AIM OF THE EXERCISE: Give back the full listing verbatim, apart from its images.
+--
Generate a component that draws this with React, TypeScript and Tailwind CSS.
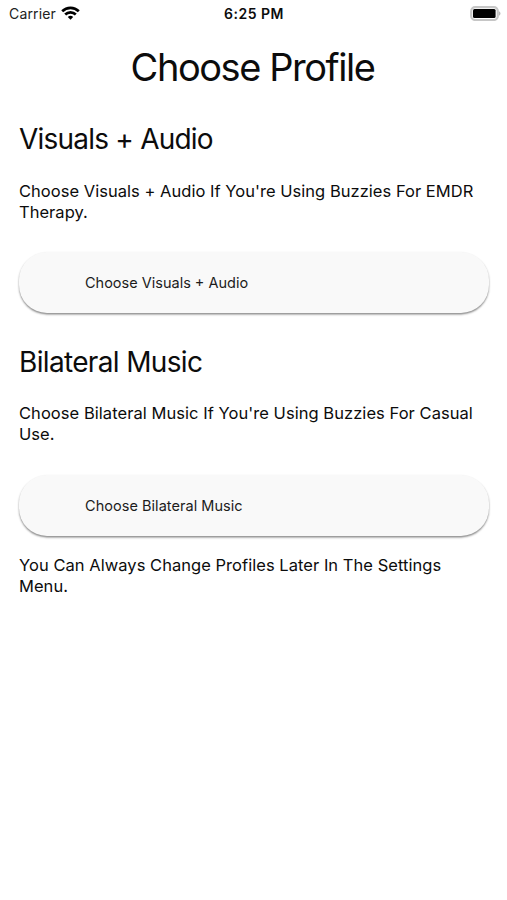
const profiles = [
  {
    title: 'Visuals + Audio',
    description: "Choose Visuals + Audio If You're Using Buzzies For EMDR Therapy.",
    action: 'Choose Visuals + Audio',
    sectionClass: 'h-[222px] pt-[30px]',
    titleClass: 'tracking-[-0.78px]',
    descriptionClass: 'mt-[24px] tracking-[0.03px]',
    actionClass: 'mt-[29px]',
  },
  {
    title: 'Bilateral Music',
    description: "Choose Bilateral Music If You're Using Buzzies For Casual Use.",
    action: 'Choose Bilateral Music',
    sectionClass: 'h-[224px] pt-[31px]',
    titleClass: 'tracking-[-0.66px]',
    descriptionClass: 'mt-[23px] tracking-[0.05px]',
    actionClass: 'mt-[30px] tracking-[0.04px]',
  },
];

function StatusBar() {
  return (
    <div className="grid h-[26px] grid-cols-3 items-center pl-[9px] pr-[6px] text-[14px]">
      <div className="flex items-center gap-[5px] text-[#222]">
        <span className="tracking-[0.15px]">Carrier</span>
        <svg className="h-[14px] w-[19px]" viewBox="0 0 19 14" fill="none" stroke="#000" strokeWidth="2.7">
          <path d="M1.2 5.2a11.8 11.8 0 0 1 16.6 0" />
          <path d="M4.2 8.5a7.6 7.6 0 0 1 10.6 0" />
          <path d="M9.5 13.8l-2.7-2.9a4 4 0 0 1 5.4 0z" fill="#000" stroke="none" />
        </svg>
      </div>
      <span className="pr-[2px] text-center font-semibold tracking-[0.5px]">6:25 PM</span>
      <svg className="h-[15px] w-[31px] justify-self-end" viewBox="0 0 31 15">
        <rect x="1.2" y="1.2" width="26.6" height="12.8" rx="4" fill="none" stroke="#c6c6c6" strokeWidth="2.2" />
        <rect x="3" y="3" width="22.6" height="9" rx="1.5" fill="#000" />
        <path d="M29 5.3c2 .8 2 3.6 0 4.4z" fill="#b8b8b8" />
      </svg>
    </div>
  );
}

export default function App() {
  return (
    <div className="h-[900px] w-[507px] overflow-hidden bg-white font-['Inter',sans-serif] text-[#0c0c0c]">
      <StatusBar />
      <main className="px-[19px]">
        <h1 className="mt-[17px] pr-[2px] text-center text-[38px] leading-[48px] tracking-[-1.45px]">
          Choose Profile
        </h1>
        {profiles.map(profile => (
          <section key={profile.title} className={profile.sectionClass}>
            <h2 className={`text-[28px] leading-9 ${profile.titleClass}`}>{profile.title}</h2>
            <p className={`text-[16.5px] leading-[21px] ${profile.descriptionClass}`}>
              {profile.description}
            </p>
            <button
              className={`block h-[61px] w-[470px] rounded-[28px] bg-[#f9f9f9] pl-[66px] text-left text-[14.5px] text-[#1c1c1c] shadow-[0_1.5px_2px_rgba(0,0,0,0.45)] ${profile.actionClass}`}
            >
              {profile.action}
            </button>
          </section>
        ))}
        <p className="mt-[18px] text-[16.5px] leading-[21px] tracking-[0.04px]">
          You Can Always Change Profiles Later In The Settings Menu.
        </p>
      </main>
    </div>
  );
}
+--
ANSWER BELOW:
Generate a component that draws this with React, TypeScript and Tailwind CSS.
const profiles = [
  {
    title: 'Visuals + Audio',
    description: "Choose Visuals + Audio If You're Using Buzzies For EMDR Therapy.",
    action: 'Choose Visuals + Audio',
    sectionClass: 'h-[222px] pt-[30px]',
    titleClass: 'tracking-[-0.78px]',
    descriptionClass: 'mt-[24px] tracking-[0.03px]',
    actionClass: 'mt-[29px]',
  },
  {
    title: 'Bilateral Music',
    description: "Choose Bilateral Music If You're Using Buzzies For Casual Use.",
    action: 'Choose Bilateral Music',
    sectionClass: 'h-[224px] pt-[31px]',
    titleClass: 'tracking-[-0.66px]',
    descriptionClass: 'mt-[23px] tracking-[0.05px]',
    actionClass: 'mt-[30px] tracking-[0.04px]',
  },
];

function StatusBar() {
  return (
    <div className="grid h-[26px] grid-cols-3 items-center pl-[9px] pr-[6px] text-[14px]">
      <div className="flex items-center gap-[5px] text-[#222]">
        <span className="tracking-[0.15px]">Carrier</span>
        <svg className="h-[14px] w-[19px]" viewBox="0 0 19 14" fill="none" stroke="#000" strokeWidth="2.7">
          <path d="M1.2 5.2a11.8 11.8 0 0 1 16.6 0" />
          <path d="M4.2 8.5a7.6 7.6 0 0 1 10.6 0" />
          <path d="M9.5 13.8l-2.7-2.9a4 4 0 0 1 5.4 0z" fill="#000" stroke="none" />
        </svg>
      </div>
      <span className="pr-[2px] text-center font-semibold tracking-[0.5px]">6:25 PM</span>
      <svg className="h-[15px] w-[31px] justify-self-end" viewBox="0 0 31 15">
        <rect x="1.2" y="1.2" width="26.6" height="12.8" rx="4" fill="none" stroke="#c6c6c6" strokeWidth="2.2" />
        <rect x="3" y="3" width="22.6" height="9" rx="1.5" fill="#000" />
        <path d="M29 5.3c2 .8 2 3.6 0 4.4z" fill="#b8b8b8" />
      </svg>
    </div>
  );
}

export default function App() {
  return (
    <div className="h-[900px] w-[507px] overflow-hidden bg-white font-['Inter',sans-serif] text-[#0c0c0c]">
      <StatusBar />
      <main className="px-[19px]">
        <h1 className="mt-[17px] pr-[2px] text-center text-[38px] leading-[48px] tracking-[-1.45px]">
          Choose Profile
        </h1>
        {profiles.map(profile => (
          <section key={profile.title} className={profile.sectionClass}>
            <h2 className={`text-[28px] leading-9 ${profile.titleClass}`}>{profile.title}</h2>
            <p className={`text-[16.5px] leading-[21px] ${profile.descriptionClass}`}>
              {profile.description}
            </p>
            <button
              className={`block h-[61px] w-[470px] rounded-[28px] bg-[#f9f9f9] pl-[66px] text-left text-[14.5px] text-[#1c1c1c] shadow-[0_1.5px_2px_rgba(0,0,0,0.45)] ${profile.actionClass}`}
            >
              {profile.action}
            </button>
          </section>
        ))}
        <p className="mt-[18px] text-[16.5px] leading-[21px] tracking-[0.04px]">
          You Can Always Change Profiles Later In The Settings Menu.
        </p>
      </main>
    </div>
  );
}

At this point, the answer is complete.